Perform the following steps to complete the exercise:
- Import the required libraries and create the DataFrame objects.
- First, convert the dependent variable into a factor type:
df$y <- factor(df$y)
- Next, perform logistic regression:
h.test <- glm(y ~ emp.var.rate, data = df, family = "binomial")
- Print the test summary:
summary(h.test)
The output is as follows:
Call:
glm(formula = y ~ emp.var.rate, family = "binomial", data = df)
Deviance Residuals:
Min 1Q Median 3Q Max
-1.0047 -0.4422 -0.3193 -0.2941 2.5150
Coefficients:
Estimate Std. Error z value Pr(>|z|)
(Intercept) -2.33228 0.01939 -120.31 <2e-16 ***
emp.var.rate -0.56222 0.01018 -55.25 <2e-16 ***
---
Signif. codes: 0 '***' 0.001 '**' 0.01 '*' 0.05 '.' 0.1 ' ' 1
(Dispersion parameter for binomial family taken to be 1)
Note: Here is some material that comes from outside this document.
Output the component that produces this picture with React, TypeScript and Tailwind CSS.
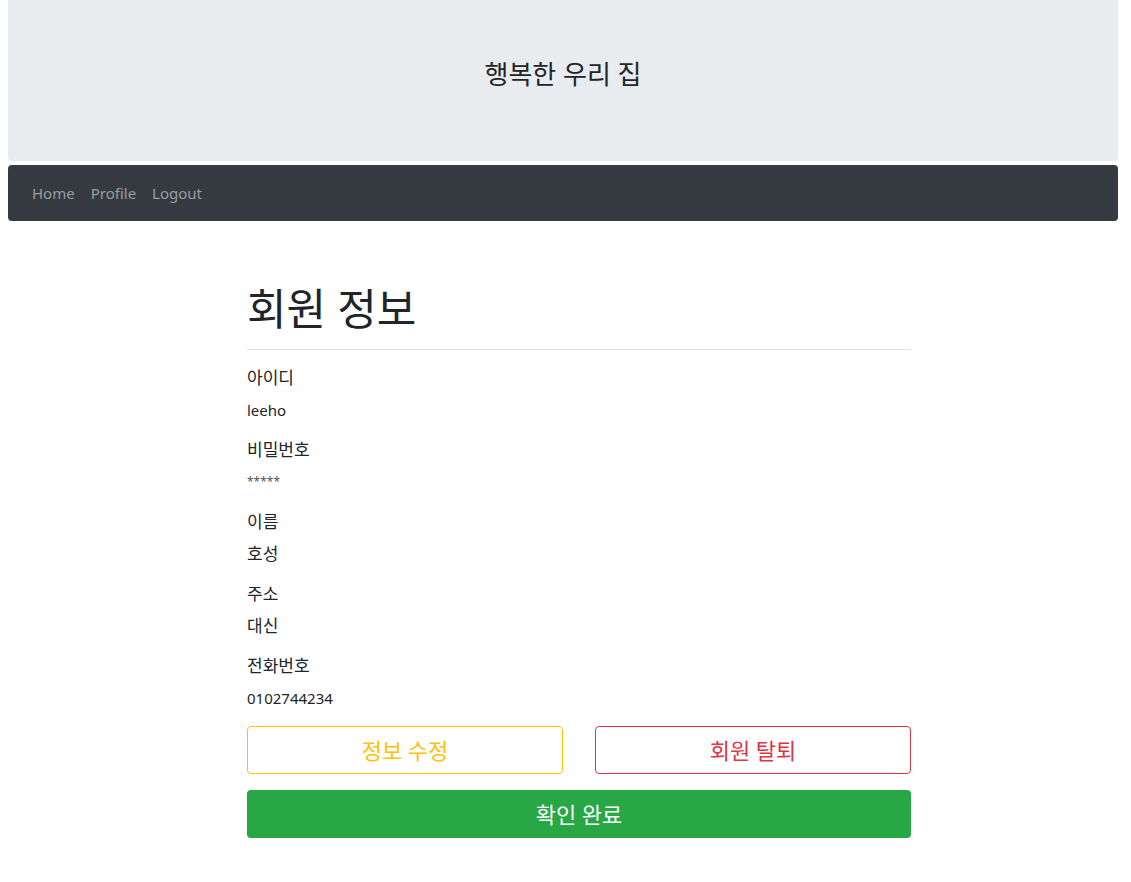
import React from "react";

const font = {
  fontFamily: '"Noto Sans", "Noto Sans CJK KR", sans-serif',
};

type Field = { label: string; value: string; valueClass?: string };

const fields: Field[] = [
  { label: "아이디", value: "leeho", valueClass: "text-[15px]" },
  { label: "비밀번호", value: "*****", valueClass: "text-[12px] text-[#555]" },
  { label: "이름", value: "호성", valueClass: "text-[17px]" },
  { label: "주소", value: "대신", valueClass: "text-[17px]" },
  { label: "전화번호", value: "0102744234", valueClass: "text-[15px]" },
];

const NavLink = ({ children }: { children: React.ReactNode }) => (
  <a href="#" className="px-2 py-2 text-[15px] leading-6 text-[#9a9da0] no-underline">
    {children}
  </a>
);

export default function App() {
  return (
    <div className="min-h-screen bg-white text-[#212529]" style={font}>
      {/* header */}
      <div className="ml-2 w-[1110px] h-[161px] bg-[#e9ecef] rounded-b-[4px] pt-[59px] text-center">
        <h2 className="text-[26px] leading-[31px] font-normal text-[#212529]">
          행복한 우리 집
        </h2>
      </div>

      {/* navbar */}
      <nav className="ml-2 mt-1 w-[1110px] h-[56px] bg-[#343a40] rounded-[4px] flex items-center px-4">
        <NavLink>Home</NavLink>
        <NavLink>Profile</NavLink>
        <NavLink>Logout</NavLink>
      </nav>

      {/* content */}
      <div className="ml-[247px] w-[664px] pt-[64px] pb-10">
        <h1 className="text-[43px] leading-[48px] font-normal">회원 정보</h1>
        <hr className="my-4 border-0 border-t border-[#e0e0e0]" />

        {fields.map((f) => (
          <div key={f.label} className="mb-4">
            <div className="text-[17px] leading-6 mb-2">{f.label}</div>
            <div className={`leading-6 ${f.valueClass}`}>{f.value}</div>
          </div>
        ))}

        <div className="flex gap-8">
          <button className="flex-1 h-12 border border-[#ffc107] rounded-[4px] text-[22px] text-[#ffc107] bg-white">
            정보 수정
          </button>
          <button className="flex-1 h-12 border border-[#dc3545] rounded-[4px] text-[22px] text-[#dc3545] bg-white">
            회원 탈퇴
          </button>
        </div>
        <button className="mt-4 w-full h-12 rounded-[4px] bg-[#28a745] text-white text-[22px]">
          확인 완료
        </button>
      </div>
    </div>
  );
}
Null deviance: 28999 on 41187 degrees of freedom
Residual deviance: 25597 on 41186 degrees of freedom
AIC: 25601
Number of Fisher Scoring iterations: 5
We convert the target variable, y, as a factor (if it was not already). We use the glm function provided by R for logistic regression. The glm function also performs other forms of regression, and we specify the family = 'binomial' parameter for using the function as a logistic regression. The formula in the first place of the function defines the dependent and independent variables.
There are quite a few results shared in the output. We will ignore most of them for now and focus only on the final output. One of the results provided is the significance probability, which confirms that there is less than a 2e-16 chance that our null hypothesis is true, and therefore we can reject it. Therefore, the target outcome has a statistically significant relationship with the employee variance rate and, as we can see, there is a higher chance of campaign conversion as the rate decreases.
Similarly, let's repeat the same test for our second hypothesis. We define the following:
- Null hypothesis: The campaign outcome has no relationship with the euro interest rate.
- Alternate hypothesis: The campaign outcome has a relationship with the euro interest rate.
Exercise 37: Hypothesis 2 Testing for Categorical Dependent Variables and Continuous Independent Variables
Once again, we will use logistic regression to statistically test whether there is a relationship between the target variable, y, and the independent variable. In this exercise, we will use the euribor3m variable.
Perform the following steps:
- Import the required libraries and create the DataFrame objects.
- First, convert the dependent variable into a factor type:
df$y <- factor(df$y)
- Next, perform logistic regression:
h.test2 <- glm(y ~ euribor3m, data = df, family = "binomial")
- Print the test summary:
summary(h.test2)
The output is as follows:
Call:
glm(formula = y ~ euribor3m, family = "binomial", data = df)
Deviance Residuals:
Min 1Q Median 3Q Max
-0.8568 -0.3730 -0.2997 -0.2917 2.5380
Coefficients:
Estimate Std. Error z value Pr(>|z|)
(Intercept) -0.472940 0.027521 -17.18 <2e-16 ***
euribor3m -0.536582 0.009547 -56.21 <2e-16 ***
---
Signif. codes: 0 '***' 0.001 '**' 0.01 '*' 0.05 '.' 0.1 ' ' 1
(Dispersion parameter for binomial family taken to be 1)
Null deviance: 28999 on 41187 degrees of freedom
Residual deviance: 25343 on 41186 degrees of freedom
AIC: 25347
Number of Fisher Scoring iterations: 5
Focusing exclusively on the previous output, we can confirm that we can reject the null hypothesis and accept the alternative hypothesis. Therefore, the target outcome has a statistically significant relationship with the Euro Interest rate and, as we can see, there is a higher chance of campaign conversion as the rate decreases.